(Problem to solve) Would you print the material exactly, starting at its first line and ending at the line holding "</TopSection>"?

--------------------

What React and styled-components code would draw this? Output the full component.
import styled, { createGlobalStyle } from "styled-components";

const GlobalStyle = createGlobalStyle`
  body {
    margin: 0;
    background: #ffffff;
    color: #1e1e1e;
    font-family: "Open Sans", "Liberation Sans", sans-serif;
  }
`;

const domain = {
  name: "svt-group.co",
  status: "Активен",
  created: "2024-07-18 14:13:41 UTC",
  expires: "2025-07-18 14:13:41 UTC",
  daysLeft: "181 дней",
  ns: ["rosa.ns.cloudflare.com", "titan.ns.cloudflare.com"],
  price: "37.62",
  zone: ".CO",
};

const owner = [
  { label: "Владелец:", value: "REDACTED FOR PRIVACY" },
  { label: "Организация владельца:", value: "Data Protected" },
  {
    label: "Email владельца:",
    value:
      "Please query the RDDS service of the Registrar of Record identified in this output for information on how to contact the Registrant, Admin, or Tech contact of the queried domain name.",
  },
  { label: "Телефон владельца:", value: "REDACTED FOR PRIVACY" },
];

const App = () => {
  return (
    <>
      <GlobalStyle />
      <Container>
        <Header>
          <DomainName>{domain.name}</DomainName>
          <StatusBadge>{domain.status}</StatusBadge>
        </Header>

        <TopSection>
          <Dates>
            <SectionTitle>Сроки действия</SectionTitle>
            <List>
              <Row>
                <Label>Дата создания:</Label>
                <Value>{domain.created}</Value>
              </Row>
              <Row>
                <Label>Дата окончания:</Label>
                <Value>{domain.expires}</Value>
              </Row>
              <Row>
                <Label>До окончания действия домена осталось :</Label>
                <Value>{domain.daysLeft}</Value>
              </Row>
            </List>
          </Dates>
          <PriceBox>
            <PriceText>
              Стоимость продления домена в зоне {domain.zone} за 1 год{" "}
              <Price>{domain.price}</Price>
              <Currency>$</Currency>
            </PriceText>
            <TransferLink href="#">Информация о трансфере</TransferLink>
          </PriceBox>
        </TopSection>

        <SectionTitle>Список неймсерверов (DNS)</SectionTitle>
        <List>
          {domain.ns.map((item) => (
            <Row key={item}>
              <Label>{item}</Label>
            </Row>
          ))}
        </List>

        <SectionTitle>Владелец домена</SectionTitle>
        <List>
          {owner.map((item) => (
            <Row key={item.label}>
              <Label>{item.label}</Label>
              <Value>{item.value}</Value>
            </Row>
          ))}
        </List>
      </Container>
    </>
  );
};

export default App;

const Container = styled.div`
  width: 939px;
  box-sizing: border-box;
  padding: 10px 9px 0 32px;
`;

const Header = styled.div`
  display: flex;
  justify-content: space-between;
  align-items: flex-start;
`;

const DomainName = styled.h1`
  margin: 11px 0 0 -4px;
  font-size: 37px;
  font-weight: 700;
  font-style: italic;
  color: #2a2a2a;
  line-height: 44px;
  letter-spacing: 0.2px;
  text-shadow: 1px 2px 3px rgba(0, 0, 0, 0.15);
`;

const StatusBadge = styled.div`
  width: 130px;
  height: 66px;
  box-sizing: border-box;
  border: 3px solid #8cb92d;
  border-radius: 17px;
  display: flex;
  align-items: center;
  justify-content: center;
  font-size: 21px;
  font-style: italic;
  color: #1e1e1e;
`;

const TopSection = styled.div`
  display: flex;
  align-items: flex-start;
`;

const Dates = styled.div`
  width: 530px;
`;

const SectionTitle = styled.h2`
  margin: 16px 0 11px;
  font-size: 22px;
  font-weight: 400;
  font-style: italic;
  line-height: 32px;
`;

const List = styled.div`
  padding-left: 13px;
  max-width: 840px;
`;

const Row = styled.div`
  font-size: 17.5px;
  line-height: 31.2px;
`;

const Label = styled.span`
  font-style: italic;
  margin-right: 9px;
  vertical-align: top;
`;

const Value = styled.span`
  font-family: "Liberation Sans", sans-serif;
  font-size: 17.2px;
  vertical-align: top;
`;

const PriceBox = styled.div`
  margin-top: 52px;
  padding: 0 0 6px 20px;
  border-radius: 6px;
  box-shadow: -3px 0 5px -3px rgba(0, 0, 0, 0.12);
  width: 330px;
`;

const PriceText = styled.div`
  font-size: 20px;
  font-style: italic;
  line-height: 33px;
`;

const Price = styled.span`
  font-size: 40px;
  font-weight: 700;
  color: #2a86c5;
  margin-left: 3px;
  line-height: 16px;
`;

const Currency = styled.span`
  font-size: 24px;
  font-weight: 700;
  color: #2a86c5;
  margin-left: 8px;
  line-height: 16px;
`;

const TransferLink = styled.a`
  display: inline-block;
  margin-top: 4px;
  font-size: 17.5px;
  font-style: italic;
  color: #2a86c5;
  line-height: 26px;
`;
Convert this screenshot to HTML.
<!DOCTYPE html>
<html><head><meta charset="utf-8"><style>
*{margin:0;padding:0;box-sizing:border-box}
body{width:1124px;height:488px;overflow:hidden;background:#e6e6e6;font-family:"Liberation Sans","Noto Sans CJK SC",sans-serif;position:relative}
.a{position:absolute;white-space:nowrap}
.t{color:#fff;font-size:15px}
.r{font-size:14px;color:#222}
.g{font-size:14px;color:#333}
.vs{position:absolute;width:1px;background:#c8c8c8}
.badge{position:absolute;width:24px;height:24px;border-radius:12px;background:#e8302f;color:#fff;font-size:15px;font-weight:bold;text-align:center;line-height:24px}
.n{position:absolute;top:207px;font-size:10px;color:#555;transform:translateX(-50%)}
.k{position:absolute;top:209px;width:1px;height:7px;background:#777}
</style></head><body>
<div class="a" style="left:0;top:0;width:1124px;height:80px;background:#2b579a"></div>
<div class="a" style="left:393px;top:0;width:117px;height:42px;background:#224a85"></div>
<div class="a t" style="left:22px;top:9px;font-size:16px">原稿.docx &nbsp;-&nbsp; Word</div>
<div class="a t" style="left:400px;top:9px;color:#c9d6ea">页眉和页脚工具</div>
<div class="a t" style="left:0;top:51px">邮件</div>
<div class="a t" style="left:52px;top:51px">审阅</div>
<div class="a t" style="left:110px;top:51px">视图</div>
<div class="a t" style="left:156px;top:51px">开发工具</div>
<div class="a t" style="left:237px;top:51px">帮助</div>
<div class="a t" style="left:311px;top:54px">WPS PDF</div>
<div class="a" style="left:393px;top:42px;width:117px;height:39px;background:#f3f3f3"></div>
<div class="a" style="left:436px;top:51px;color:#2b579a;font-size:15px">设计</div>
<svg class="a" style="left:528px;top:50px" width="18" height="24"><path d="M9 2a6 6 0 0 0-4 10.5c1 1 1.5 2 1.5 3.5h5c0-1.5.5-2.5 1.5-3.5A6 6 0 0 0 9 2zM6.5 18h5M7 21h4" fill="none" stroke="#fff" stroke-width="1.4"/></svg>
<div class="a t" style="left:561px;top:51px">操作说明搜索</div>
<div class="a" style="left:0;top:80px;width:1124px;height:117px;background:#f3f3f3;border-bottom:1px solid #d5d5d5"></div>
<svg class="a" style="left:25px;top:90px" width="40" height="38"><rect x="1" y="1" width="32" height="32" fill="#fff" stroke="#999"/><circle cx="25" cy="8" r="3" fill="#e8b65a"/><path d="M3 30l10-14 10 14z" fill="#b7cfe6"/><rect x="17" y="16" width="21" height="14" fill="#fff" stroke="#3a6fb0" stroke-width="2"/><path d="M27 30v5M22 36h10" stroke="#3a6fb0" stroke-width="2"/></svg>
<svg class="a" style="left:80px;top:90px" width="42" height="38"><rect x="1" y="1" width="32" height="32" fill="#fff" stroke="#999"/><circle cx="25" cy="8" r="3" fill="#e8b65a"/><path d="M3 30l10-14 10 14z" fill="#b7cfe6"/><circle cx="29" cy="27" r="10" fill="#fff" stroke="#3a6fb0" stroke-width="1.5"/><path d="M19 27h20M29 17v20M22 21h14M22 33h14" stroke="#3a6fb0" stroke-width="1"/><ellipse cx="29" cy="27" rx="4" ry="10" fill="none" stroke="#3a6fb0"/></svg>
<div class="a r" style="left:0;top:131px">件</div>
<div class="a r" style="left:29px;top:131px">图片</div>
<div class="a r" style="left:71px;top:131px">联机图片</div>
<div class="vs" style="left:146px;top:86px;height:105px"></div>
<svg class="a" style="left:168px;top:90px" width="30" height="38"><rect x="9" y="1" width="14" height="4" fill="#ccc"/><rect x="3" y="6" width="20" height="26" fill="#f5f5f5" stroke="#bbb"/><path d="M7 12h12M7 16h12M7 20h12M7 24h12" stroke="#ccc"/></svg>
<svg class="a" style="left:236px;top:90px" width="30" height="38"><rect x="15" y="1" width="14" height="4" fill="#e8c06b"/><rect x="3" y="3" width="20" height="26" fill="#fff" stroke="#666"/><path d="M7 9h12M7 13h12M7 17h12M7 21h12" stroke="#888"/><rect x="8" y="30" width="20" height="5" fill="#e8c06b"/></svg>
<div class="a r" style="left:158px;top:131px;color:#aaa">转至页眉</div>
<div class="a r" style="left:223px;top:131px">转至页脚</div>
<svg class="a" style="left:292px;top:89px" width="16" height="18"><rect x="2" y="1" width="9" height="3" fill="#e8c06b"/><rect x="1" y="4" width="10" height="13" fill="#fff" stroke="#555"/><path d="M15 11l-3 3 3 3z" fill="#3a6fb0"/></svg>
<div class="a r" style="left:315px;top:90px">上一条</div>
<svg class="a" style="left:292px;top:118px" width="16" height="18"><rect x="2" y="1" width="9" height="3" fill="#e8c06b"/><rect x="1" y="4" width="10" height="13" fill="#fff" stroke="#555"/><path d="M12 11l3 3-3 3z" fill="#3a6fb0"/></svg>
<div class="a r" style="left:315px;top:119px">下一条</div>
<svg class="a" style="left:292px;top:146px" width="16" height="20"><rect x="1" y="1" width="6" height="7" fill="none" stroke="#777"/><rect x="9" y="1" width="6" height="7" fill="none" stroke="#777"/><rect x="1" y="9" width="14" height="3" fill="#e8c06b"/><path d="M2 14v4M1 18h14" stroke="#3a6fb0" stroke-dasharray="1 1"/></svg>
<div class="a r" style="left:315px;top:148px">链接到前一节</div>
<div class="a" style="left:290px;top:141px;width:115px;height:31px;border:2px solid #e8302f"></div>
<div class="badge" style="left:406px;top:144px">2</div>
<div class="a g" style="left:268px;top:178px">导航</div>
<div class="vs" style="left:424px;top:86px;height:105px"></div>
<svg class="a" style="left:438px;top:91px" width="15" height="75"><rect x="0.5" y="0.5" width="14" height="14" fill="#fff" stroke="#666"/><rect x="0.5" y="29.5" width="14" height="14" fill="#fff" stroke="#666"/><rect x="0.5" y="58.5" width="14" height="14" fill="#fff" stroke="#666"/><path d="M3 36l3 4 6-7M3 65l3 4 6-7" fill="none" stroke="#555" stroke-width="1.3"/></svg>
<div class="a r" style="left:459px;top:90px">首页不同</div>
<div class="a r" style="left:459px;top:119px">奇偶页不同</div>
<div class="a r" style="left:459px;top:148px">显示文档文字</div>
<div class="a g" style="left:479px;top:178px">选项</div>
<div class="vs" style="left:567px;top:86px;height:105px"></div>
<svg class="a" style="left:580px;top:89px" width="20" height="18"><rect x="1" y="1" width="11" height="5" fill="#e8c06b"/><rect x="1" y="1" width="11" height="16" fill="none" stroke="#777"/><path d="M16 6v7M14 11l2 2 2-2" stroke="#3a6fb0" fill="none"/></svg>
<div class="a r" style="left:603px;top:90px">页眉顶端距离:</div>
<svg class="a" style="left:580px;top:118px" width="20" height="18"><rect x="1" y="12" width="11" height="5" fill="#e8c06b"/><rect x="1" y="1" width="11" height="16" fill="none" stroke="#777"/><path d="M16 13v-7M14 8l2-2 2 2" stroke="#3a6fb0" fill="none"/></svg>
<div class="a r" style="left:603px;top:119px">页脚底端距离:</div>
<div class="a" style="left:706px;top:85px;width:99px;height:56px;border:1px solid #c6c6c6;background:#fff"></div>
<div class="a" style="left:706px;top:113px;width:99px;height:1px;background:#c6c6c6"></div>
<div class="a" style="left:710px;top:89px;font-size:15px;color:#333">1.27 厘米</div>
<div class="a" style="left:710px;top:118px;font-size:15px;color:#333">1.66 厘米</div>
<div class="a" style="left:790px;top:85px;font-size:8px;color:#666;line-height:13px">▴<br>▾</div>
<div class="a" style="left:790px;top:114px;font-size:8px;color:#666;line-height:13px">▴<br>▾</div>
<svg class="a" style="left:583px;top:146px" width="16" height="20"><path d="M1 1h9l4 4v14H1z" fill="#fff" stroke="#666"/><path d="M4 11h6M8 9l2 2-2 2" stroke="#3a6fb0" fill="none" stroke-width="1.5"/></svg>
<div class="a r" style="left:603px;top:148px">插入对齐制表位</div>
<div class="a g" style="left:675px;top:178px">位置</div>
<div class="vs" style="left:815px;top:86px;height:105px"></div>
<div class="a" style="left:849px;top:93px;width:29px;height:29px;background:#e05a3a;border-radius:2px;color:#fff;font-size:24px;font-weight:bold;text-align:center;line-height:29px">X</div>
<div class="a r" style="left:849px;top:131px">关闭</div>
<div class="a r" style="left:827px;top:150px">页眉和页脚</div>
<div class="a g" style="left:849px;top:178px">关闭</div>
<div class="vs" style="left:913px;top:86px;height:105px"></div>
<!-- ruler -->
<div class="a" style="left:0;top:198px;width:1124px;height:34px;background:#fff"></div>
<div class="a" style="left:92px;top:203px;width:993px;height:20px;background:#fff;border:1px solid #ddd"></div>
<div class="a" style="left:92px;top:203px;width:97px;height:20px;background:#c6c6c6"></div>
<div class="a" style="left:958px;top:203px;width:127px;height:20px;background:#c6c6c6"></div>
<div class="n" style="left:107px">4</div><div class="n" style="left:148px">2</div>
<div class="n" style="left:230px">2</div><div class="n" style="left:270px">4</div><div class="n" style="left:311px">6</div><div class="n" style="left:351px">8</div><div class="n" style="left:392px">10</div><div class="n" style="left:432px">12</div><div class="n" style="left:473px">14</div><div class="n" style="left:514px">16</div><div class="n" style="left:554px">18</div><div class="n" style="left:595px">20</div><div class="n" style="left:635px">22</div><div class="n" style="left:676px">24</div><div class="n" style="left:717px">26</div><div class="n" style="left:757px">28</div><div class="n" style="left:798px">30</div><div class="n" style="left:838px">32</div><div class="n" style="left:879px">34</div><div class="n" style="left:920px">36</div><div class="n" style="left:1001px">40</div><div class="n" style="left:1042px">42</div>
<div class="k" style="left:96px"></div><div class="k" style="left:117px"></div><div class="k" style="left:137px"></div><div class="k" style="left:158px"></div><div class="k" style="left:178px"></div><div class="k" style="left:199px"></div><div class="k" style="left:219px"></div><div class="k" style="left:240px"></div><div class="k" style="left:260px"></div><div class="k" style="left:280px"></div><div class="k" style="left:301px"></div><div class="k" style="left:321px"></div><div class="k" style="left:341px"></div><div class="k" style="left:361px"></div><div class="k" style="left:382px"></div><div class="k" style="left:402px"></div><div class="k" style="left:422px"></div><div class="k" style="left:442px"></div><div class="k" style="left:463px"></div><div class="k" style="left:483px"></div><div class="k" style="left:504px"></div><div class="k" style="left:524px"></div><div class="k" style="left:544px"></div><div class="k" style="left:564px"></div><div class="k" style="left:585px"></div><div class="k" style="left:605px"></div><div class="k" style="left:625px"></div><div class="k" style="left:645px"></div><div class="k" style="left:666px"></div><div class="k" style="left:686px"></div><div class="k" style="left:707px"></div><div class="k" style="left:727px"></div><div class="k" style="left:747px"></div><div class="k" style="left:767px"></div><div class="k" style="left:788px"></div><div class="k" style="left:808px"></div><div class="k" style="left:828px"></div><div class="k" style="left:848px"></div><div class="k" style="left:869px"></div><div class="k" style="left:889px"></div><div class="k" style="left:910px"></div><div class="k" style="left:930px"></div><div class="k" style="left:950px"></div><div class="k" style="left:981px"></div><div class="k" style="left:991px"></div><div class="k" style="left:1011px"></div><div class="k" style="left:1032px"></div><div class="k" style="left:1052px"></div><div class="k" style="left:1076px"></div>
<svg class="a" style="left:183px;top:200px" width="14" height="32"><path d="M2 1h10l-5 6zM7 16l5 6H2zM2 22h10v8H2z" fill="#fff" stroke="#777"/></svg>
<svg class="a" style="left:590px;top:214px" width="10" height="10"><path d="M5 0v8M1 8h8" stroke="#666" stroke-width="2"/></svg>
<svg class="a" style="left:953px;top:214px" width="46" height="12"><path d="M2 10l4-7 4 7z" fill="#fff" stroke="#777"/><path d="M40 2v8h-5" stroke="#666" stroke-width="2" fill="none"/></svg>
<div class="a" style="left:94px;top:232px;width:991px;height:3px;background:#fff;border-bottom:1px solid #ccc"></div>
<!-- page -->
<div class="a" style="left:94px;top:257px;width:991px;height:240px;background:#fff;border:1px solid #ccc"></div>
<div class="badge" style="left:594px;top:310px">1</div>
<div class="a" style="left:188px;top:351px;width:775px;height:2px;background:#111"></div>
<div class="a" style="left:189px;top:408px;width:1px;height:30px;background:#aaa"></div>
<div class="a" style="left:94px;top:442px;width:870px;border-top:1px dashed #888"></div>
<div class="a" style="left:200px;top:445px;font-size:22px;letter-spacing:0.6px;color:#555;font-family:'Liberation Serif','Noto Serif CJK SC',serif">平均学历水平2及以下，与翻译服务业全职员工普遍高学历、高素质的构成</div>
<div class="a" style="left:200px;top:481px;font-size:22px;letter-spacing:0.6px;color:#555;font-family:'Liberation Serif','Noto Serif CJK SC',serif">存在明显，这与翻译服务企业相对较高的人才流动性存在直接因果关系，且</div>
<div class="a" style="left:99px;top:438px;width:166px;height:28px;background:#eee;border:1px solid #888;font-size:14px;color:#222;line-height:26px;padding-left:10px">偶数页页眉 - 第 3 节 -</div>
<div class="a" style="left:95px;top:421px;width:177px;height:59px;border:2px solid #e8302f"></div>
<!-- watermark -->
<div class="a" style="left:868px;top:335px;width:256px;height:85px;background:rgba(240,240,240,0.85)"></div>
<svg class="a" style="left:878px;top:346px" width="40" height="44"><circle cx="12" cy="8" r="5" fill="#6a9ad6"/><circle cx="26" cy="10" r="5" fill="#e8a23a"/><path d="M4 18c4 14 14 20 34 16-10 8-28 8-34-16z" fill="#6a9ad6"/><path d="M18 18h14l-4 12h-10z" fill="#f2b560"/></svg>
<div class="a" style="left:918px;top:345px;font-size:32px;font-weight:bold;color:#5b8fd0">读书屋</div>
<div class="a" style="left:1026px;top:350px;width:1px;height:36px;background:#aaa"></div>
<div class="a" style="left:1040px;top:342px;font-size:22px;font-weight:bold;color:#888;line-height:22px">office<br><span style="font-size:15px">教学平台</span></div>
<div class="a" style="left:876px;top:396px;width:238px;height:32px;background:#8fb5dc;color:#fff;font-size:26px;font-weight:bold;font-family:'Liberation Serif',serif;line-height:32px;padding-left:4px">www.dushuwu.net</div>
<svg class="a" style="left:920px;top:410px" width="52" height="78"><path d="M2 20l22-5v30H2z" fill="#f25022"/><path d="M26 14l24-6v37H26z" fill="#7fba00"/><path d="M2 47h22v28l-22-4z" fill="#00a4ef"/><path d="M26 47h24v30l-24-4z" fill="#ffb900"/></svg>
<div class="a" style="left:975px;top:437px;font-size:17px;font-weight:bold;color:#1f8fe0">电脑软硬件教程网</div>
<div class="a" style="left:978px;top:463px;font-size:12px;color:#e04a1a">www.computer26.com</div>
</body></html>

--------------------

(Written answer)
What React and styled-components code would draw this? Output the full component.
import styled, { createGlobalStyle } from "styled-components";

const GlobalStyle = createGlobalStyle`
  body {
    margin: 0;
    background: #ffffff;
    color: #1e1e1e;
    font-family: "Open Sans", "Liberation Sans", sans-serif;
  }
`;

const domain = {
  name: "svt-group.co",
  status: "Активен",
  created: "2024-07-18 14:13:41 UTC",
  expires: "2025-07-18 14:13:41 UTC",
  daysLeft: "181 дней",
  ns: ["rosa.ns.cloudflare.com", "titan.ns.cloudflare.com"],
  price: "37.62",
  zone: ".CO",
};

const owner = [
  { label: "Владелец:", value: "REDACTED FOR PRIVACY" },
  { label: "Организация владельца:", value: "Data Protected" },
  {
    label: "Email владельца:",
    value:
      "Please query the RDDS service of the Registrar of Record identified in this output for information on how to contact the Registrant, Admin, or Tech contact of the queried domain name.",
  },
  { label: "Телефон владельца:", value: "REDACTED FOR PRIVACY" },
];

const App = () => {
  return (
    <>
      <GlobalStyle />
      <Container>
        <Header>
          <DomainName>{domain.name}</DomainName>
          <StatusBadge>{domain.status}</StatusBadge>
        </Header>

        <TopSection>
          <Dates>
            <SectionTitle>Сроки действия</SectionTitle>
            <List>
              <Row>
                <Label>Дата создания:</Label>
                <Value>{domain.created}</Value>
              </Row>
              <Row>
                <Label>Дата окончания:</Label>
                <Value>{domain.expires}</Value>
              </Row>
              <Row>
                <Label>До окончания действия домена осталось :</Label>
                <Value>{domain.daysLeft}</Value>
              </Row>
            </List>
          </Dates>
          <PriceBox>
            <PriceText>
              Стоимость продления домена в зоне {domain.zone} за 1 год{" "}
              <Price>{domain.price}</Price>
              <Currency>$</Currency>
            </PriceText>
            <TransferLink href="#">Информация о трансфере</TransferLink>
          </PriceBox>
        </TopSection>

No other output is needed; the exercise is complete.